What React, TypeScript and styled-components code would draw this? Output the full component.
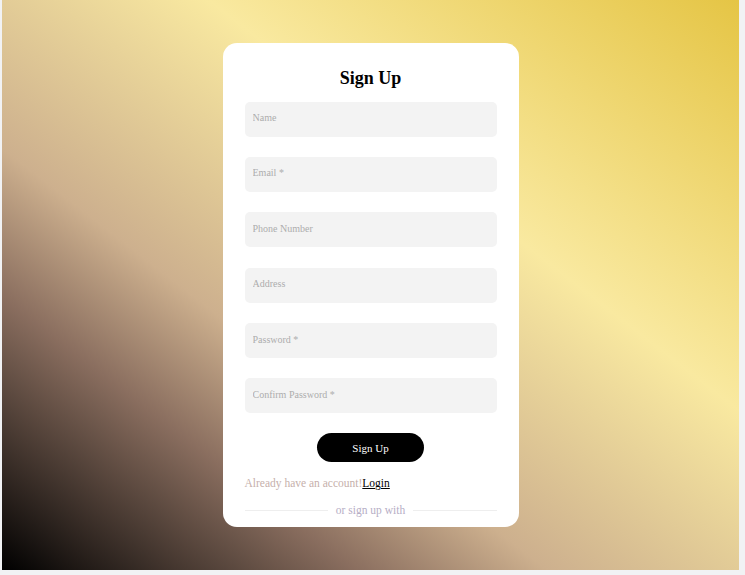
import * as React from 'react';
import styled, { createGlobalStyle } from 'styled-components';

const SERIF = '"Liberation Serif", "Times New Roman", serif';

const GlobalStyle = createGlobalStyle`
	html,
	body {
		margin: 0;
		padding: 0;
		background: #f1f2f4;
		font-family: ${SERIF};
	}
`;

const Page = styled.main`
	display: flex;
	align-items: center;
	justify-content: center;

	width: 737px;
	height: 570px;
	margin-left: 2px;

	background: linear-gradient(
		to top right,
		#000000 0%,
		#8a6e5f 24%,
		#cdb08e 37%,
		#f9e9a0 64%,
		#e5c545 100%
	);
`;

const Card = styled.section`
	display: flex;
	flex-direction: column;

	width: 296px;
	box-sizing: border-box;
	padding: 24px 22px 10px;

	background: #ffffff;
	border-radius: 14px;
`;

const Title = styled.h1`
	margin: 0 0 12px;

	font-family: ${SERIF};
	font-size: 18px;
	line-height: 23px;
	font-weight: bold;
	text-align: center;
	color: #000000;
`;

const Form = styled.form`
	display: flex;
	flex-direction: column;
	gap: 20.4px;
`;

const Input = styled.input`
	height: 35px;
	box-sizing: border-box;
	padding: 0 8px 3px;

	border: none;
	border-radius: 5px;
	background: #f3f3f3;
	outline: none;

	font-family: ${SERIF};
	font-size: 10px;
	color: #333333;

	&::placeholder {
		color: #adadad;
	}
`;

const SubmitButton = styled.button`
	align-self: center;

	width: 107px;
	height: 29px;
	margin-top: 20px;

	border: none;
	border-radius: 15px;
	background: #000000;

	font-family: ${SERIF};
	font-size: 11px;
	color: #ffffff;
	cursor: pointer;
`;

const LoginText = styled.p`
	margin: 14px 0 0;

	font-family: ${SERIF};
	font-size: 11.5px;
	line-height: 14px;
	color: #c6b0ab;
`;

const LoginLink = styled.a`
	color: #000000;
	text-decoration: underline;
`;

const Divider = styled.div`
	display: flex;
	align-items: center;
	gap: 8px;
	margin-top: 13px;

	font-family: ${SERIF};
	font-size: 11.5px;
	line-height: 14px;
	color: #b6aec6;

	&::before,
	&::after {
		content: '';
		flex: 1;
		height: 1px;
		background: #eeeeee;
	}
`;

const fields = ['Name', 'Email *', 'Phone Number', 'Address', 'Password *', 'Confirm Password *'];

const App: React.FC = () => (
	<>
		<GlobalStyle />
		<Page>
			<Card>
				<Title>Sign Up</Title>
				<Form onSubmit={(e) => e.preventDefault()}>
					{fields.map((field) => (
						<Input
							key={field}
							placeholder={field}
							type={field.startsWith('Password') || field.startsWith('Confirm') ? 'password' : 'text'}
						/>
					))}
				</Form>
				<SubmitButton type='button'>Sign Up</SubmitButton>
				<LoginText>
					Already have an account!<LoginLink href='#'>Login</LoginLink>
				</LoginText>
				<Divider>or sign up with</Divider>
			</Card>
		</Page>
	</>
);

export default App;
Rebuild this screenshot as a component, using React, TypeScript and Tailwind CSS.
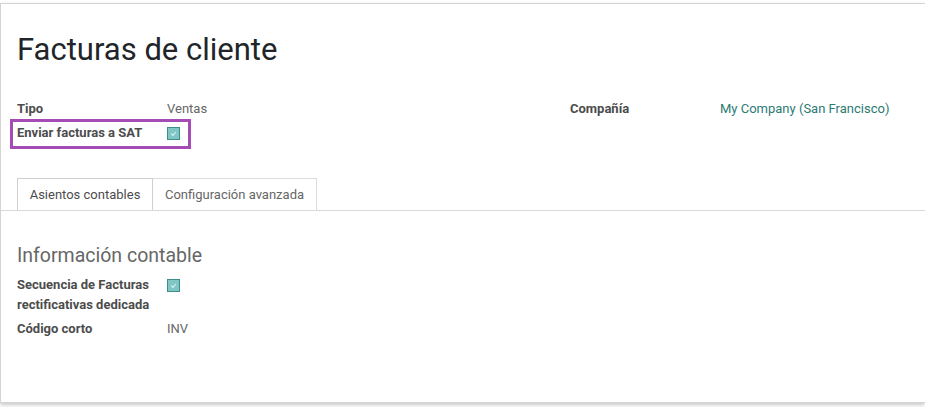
----
* [Aim of the task]:
Apart from the pictures, the entries above are to be repeated in full and exactly.

* [Solution to the exercise]:
What React, TypeScript and styled-components code would draw this? Output the full component.
import * as React from 'react';
import styled, { createGlobalStyle } from 'styled-components';

const SERIF = '"Liberation Serif", "Times New Roman", serif';

const GlobalStyle = createGlobalStyle`
	html,
	body {
		margin: 0;
		padding: 0;
		background: #f1f2f4;
		font-family: ${SERIF};
	}
`;

const Page = styled.main`
	display: flex;
	align-items: center;
	justify-content: center;

	width: 737px;
	height: 570px;
	margin-left: 2px;

	background: linear-gradient(
		to top right,
		#000000 0%,
		#8a6e5f 24%,
		#cdb08e 37%,
		#f9e9a0 64%,
		#e5c545 100%
	);
`;

const Card = styled.section`
	display: flex;
	flex-direction: column;

	width: 296px;
	box-sizing: border-box;
	padding: 24px 22px 10px;

	background: #ffffff;
	border-radius: 14px;
`;

const Title = styled.h1`
	margin: 0 0 12px;

	font-family: ${SERIF};
	font-size: 18px;
	line-height: 23px;
	font-weight: bold;
	text-align: center;
	color: #000000;
`;

const Form = styled.form`
	display: flex;
	flex-direction: column;
	gap: 20.4px;
`;

const Input = styled.input`
	height: 35px;
	box-sizing: border-box;
	padding: 0 8px 3px;

	border: none;
	border-radius: 5px;
	background: #f3f3f3;
	outline: none;

	font-family: ${SERIF};
	font-size: 10px;
	color: #333333;

	&::placeholder {
		color: #adadad;
	}
`;

const SubmitButton = styled.button`
	align-self: center;

	width: 107px;
	height: 29px;
	margin-top: 20px;

	border: none;
	border-radius: 15px;
	background: #000000;

	font-family: ${SERIF};
	font-size: 11px;
	color: #ffffff;
	cursor: pointer;
`;

const LoginText = styled.p`
	margin: 14px 0 0;

	font-family: ${SERIF};
	font-size: 11.5px;
	line-height: 14px;
	color: #c6b0ab;
`;

const LoginLink = styled.a`
	color: #000000;
	text-decoration: underline;
`;

const Divider = styled.div`
	display: flex;
	align-items: center;
	gap: 8px;
	margin-top: 13px;

	font-family: ${SERIF};
	font-size: 11.5px;
	line-height: 14px;
	color: #b6aec6;

	&::before,
	&::after {
		content: '';
		flex: 1;
		height: 1px;
		background: #eeeeee;
	}
`;

const fields = ['Name', 'Email *', 'Phone Number', 'Address', 'Password *', 'Confirm Password *'];

const App: React.FC = () => (
	<>
		<GlobalStyle />
		<Page>
			<Card>
				<Title>Sign Up</Title>
				<Form onSubmit={(e) => e.preventDefault()}>
					{fields.map((field) => (
						<Input
							key={field}
							placeholder={field}
							type={field.startsWith('Password') || field.startsWith('Confirm') ? 'password' : 'text'}
						/>
					))}
				</Form>
				<SubmitButton type='button'>Sign Up</SubmitButton>
				<LoginText>
					Already have an account!<LoginLink href='#'>Login</LoginLink>
				</LoginText>
				<Divider>or sign up with</Divider>
			</Card>
		</Page>
	</>
);

export default App;
Rebuild this screenshot as a component, using React, TypeScript and Tailwind CSS.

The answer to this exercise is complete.